### Prompt
Reproduce the material exactly, omitting nothing.

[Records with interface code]
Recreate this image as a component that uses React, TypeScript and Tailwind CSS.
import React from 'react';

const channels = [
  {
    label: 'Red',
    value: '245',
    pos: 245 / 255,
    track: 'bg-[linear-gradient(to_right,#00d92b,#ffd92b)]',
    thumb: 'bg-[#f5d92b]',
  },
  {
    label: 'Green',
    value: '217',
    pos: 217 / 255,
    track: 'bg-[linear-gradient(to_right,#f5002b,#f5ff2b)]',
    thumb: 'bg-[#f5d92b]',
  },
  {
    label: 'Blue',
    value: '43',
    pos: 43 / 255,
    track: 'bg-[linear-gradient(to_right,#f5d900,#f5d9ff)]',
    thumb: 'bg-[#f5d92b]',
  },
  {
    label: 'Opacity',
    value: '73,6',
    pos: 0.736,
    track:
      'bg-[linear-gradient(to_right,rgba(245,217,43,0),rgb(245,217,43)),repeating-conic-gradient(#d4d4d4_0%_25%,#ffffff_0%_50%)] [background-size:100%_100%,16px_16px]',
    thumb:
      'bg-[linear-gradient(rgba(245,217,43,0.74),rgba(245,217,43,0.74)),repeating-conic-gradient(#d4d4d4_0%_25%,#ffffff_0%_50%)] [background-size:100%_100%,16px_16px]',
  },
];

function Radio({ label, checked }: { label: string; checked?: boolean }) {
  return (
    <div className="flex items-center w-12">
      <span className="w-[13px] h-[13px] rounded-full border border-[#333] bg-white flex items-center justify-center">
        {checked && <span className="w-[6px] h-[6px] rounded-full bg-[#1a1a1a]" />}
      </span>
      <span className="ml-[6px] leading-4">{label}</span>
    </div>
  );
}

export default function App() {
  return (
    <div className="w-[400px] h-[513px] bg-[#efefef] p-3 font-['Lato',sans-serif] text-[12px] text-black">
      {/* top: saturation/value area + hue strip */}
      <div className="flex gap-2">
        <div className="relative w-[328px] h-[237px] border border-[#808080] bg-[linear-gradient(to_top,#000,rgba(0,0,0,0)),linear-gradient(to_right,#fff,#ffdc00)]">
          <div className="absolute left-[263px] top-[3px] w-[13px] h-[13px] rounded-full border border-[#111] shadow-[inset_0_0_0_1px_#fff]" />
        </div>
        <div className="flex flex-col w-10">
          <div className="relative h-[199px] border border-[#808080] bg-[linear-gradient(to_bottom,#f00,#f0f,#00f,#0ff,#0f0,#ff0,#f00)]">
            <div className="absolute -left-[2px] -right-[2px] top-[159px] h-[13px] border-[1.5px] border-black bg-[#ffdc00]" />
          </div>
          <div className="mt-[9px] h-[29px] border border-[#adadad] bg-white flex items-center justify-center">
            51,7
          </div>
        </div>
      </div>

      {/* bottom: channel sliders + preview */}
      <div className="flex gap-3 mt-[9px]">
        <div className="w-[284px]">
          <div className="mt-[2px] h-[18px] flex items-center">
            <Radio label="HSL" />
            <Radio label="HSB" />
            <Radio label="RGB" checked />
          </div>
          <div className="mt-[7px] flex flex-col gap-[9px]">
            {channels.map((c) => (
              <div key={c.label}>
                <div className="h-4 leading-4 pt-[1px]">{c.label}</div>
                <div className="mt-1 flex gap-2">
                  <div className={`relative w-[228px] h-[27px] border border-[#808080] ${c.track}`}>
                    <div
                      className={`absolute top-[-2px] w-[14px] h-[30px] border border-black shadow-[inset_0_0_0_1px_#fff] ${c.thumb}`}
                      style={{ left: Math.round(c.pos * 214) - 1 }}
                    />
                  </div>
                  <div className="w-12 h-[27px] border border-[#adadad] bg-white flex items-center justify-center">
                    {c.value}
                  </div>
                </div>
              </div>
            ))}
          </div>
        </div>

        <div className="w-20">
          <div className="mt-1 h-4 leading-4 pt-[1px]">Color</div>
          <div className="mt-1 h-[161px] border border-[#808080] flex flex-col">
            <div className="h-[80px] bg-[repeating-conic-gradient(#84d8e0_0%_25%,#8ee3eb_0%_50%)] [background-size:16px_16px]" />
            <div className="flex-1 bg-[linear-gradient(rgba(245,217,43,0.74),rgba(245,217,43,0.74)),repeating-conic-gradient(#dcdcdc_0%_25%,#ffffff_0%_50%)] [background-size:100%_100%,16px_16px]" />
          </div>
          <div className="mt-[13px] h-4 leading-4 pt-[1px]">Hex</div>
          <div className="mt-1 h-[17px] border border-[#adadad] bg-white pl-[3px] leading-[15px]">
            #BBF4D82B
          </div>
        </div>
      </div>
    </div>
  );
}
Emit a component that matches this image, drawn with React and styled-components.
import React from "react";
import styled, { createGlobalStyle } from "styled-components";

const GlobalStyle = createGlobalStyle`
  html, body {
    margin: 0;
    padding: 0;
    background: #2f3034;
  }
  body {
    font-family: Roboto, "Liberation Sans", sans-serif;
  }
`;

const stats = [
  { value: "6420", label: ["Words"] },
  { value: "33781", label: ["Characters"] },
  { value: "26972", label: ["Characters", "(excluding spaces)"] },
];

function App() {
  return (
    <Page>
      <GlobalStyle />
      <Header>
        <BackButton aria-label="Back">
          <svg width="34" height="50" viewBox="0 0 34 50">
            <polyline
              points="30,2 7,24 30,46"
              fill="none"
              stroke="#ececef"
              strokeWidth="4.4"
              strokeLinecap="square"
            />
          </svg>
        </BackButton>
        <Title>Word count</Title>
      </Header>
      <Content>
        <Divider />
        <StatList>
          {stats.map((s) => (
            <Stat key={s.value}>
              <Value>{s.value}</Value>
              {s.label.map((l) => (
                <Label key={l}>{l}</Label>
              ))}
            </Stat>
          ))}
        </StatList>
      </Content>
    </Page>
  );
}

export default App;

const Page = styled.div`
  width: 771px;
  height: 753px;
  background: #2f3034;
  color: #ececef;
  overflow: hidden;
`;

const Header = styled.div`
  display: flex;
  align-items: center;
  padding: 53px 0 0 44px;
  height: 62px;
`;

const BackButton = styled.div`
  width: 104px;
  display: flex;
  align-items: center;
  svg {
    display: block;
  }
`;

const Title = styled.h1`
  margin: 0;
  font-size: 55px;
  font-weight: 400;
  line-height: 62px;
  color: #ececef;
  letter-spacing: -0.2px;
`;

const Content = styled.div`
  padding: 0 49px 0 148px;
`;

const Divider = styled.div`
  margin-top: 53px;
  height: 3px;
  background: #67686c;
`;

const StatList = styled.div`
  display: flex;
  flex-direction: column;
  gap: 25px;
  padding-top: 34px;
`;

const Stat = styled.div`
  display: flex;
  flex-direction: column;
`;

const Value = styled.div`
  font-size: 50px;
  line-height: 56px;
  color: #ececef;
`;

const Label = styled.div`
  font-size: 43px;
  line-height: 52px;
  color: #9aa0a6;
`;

### Correct result
Recreate this image as a component that uses React, TypeScript and Tailwind CSS.
import React from 'react';

const channels = [
  {
    label: 'Red',
    value: '245',
    pos: 245 / 255,
    track: 'bg-[linear-gradient(to_right,#00d92b,#ffd92b)]',
    thumb: 'bg-[#f5d92b]',
  },
  {
    label: 'Green',
    value: '217',
    pos: 217 / 255,
    track: 'bg-[linear-gradient(to_right,#f5002b,#f5ff2b)]',
    thumb: 'bg-[#f5d92b]',
  },
  {
    label: 'Blue',
    value: '43',
    pos: 43 / 255,
    track: 'bg-[linear-gradient(to_right,#f5d900,#f5d9ff)]',
    thumb: 'bg-[#f5d92b]',
  },
  {
    label: 'Opacity',
    value: '73,6',
    pos: 0.736,
    track:
      'bg-[linear-gradient(to_right,rgba(245,217,43,0),rgb(245,217,43)),repeating-conic-gradient(#d4d4d4_0%_25%,#ffffff_0%_50%)] [background-size:100%_100%,16px_16px]',
    thumb:
      'bg-[linear-gradient(rgba(245,217,43,0.74),rgba(245,217,43,0.74)),repeating-conic-gradient(#d4d4d4_0%_25%,#ffffff_0%_50%)] [background-size:100%_100%,16px_16px]',
  },
];

function Radio({ label, checked }: { label: string; checked?: boolean }) {
  return (
    <div className="flex items-center w-12">
      <span className="w-[13px] h-[13px] rounded-full border border-[#333] bg-white flex items-center justify-center">
        {checked && <span className="w-[6px] h-[6px] rounded-full bg-[#1a1a1a]" />}
      </span>
      <span className="ml-[6px] leading-4">{label}</span>
    </div>
  );
}

export default function App() {
  return (
    <div className="w-[400px] h-[513px] bg-[#efefef] p-3 font-['Lato',sans-serif] text-[12px] text-black">
      {/* top: saturation/value area + hue strip */}
      <div className="flex gap-2">
        <div className="relative w-[328px] h-[237px] border border-[#808080] bg-[linear-gradient(to_top,#000,rgba(0,0,0,0)),linear-gradient(to_right,#fff,#ffdc00)]">
          <div className="absolute left-[263px] top-[3px] w-[13px] h-[13px] rounded-full border border-[#111] shadow-[inset_0_0_0_1px_#fff]" />
        </div>
        <div className="flex flex-col w-10">
          <div className="relative h-[199px] border border-[#808080] bg-[linear-gradient(to_bottom,#f00,#f0f,#00f,#0ff,#0f0,#ff0,#f00)]">
            <div className="absolute -left-[2px] -right-[2px] top-[159px] h-[13px] border-[1.5px] border-black bg-[#ffdc00]" />
          </div>
          <div className="mt-[9px] h-[29px] border border-[#adadad] bg-white flex items-center justify-center">
            51,7
          </div>
        </div>
      </div>

      {/* bottom: channel sliders + preview */}
      <div className="flex gap-3 mt-[9px]">
        <div className="w-[284px]">
          <div className="mt-[2px] h-[18px] flex items-center">
            <Radio label="HSL" />
            <Radio label="HSB" />
            <Radio label="RGB" checked />
          </div>
          <div className="mt-[7px] flex flex-col gap-[9px]">
            {channels.map((c) => (
              <div key={c.label}>
                <div className="h-4 leading-4 pt-[1px]">{c.label}</div>
                <div className="mt-1 flex gap-2">
                  <div className={`relative w-[228px] h-[27px] border border-[#808080] ${c.track}`}>
                    <div
                      className={`absolute top-[-2px] w-[14px] h-[30px] border border-black shadow-[inset_0_0_0_1px_#fff] ${c.thumb}`}
                      style={{ left: Math.round(c.pos * 214) - 1 }}
                    />
                  </div>
                  <div className="w-12 h-[27px] border border-[#adadad] bg-white flex items-center justify-center">
                    {c.value}
                  </div>
                </div>
              </div>
            ))}
          </div>
        </div>

        <div className="w-20">
          <div className="mt-1 h-4 leading-4 pt-[1px]">Color</div>
          <div className="mt-1 h-[161px] border border-[#808080] flex flex-col">
            <div className="h-[80px] bg-[repeating-conic-gradient(#84d8e0_0%_25%,#8ee3eb_0%_50%)] [background-size:16px_16px]" />
            <div className="flex-1 bg-[linear-gradient(rgba(245,217,43,0.74),rgba(245,217,43,0.74)),repeating-conic-gradient(#dcdcdc_0%_25%,#ffffff_0%_50%)] [background-size:100%_100%,16px_16px]" />
          </div>
          <div className="mt-[13px] h-4 leading-4 pt-[1px]">Hex</div>
          <div className="mt-1 h-[17px] border border-[#adadad] bg-white pl-[3px] leading-[15px]">
            #BBF4D82B
          </div>
        </div>
      </div>
    </div>
  );
}
Emit a component that matches this image, drawn with React and styled-components.
import React from "react";
import styled, { createGlobalStyle } from "styled-components";

const GlobalStyle = createGlobalStyle`
  html, body {
    margin: 0;
    padding: 0;
    background: #2f3034;
  }
  body {
    font-family: Roboto, "Liberation Sans", sans-serif;
  }
`;

const stats = [
  { value: "6420", label: ["Words"] },
  { value: "33781", label: ["Characters"] },
  { value: "26972", label: ["Characters", "(excluding spaces)"] },
];

function App() {
  return (
    <Page>
      <GlobalStyle />
      <Header>
        <BackButton aria-label="Back">
          <svg width="34" height="50" viewBox="0 0 34 50">
            <polyline
              points="30,2 7,24 30,46"
              fill="none"
              stroke="#ececef"
              strokeWidth="4.4"
              strokeLinecap="square"
            />
          </svg>
        </BackButton>
        <Title>Word count</Title>
      </Header>
      <Content>
        <Divider />
        <StatList>
          {stats.map((s) => (
            <Stat key={s.value}>
              <Value>{s.value}</Value>
              {s.label.map((l) => (
                <Label key={l}>{l}</Label>
              ))}
            </Stat>
          ))}
        </StatList>
      </Content>
    </Page>
  );
}

export default App;

const Page = styled.div`
  width: 771px;
  height: 753px;
  background: #2f3034;
  color: #ececef;
  overflow: hidden;
`;

const Header = styled.div`
  display: flex;
  align-items: center;
  padding: 53px 0 0 44px;
  height: 62px;
`;

const BackButton = styled.div`
  width: 104px;
  display: flex;
  align-items: center;
  svg {
    display: block;
  }
`;

const Title = styled.h1`
  margin: 0;
  font-size: 55px;
  font-weight: 400;
  line-height: 62px;
  color: #ececef;
  letter-spacing: -0.2px;
`;

const Content = styled.div`
  padding: 0 49px 0 148px;
`;

const Divider = styled.div`
  margin-top: 53px;
  height: 3px;
  background: #67686c;
`;

const StatList = styled.div`
  display: flex;
  flex-direction: column;
  gap: 25px;
  padding-top: 34px;
`;

const Stat = styled.div`
  display: flex;
  flex-direction: column;
`;

const Value = styled.div`
  font-size: 50px;
  line-height: 56px;
  color: #ececef;
`;

const Label = styled.div`
  font-size: 43px;
  line-height: 52px;
  color: #9aa0a6;
`;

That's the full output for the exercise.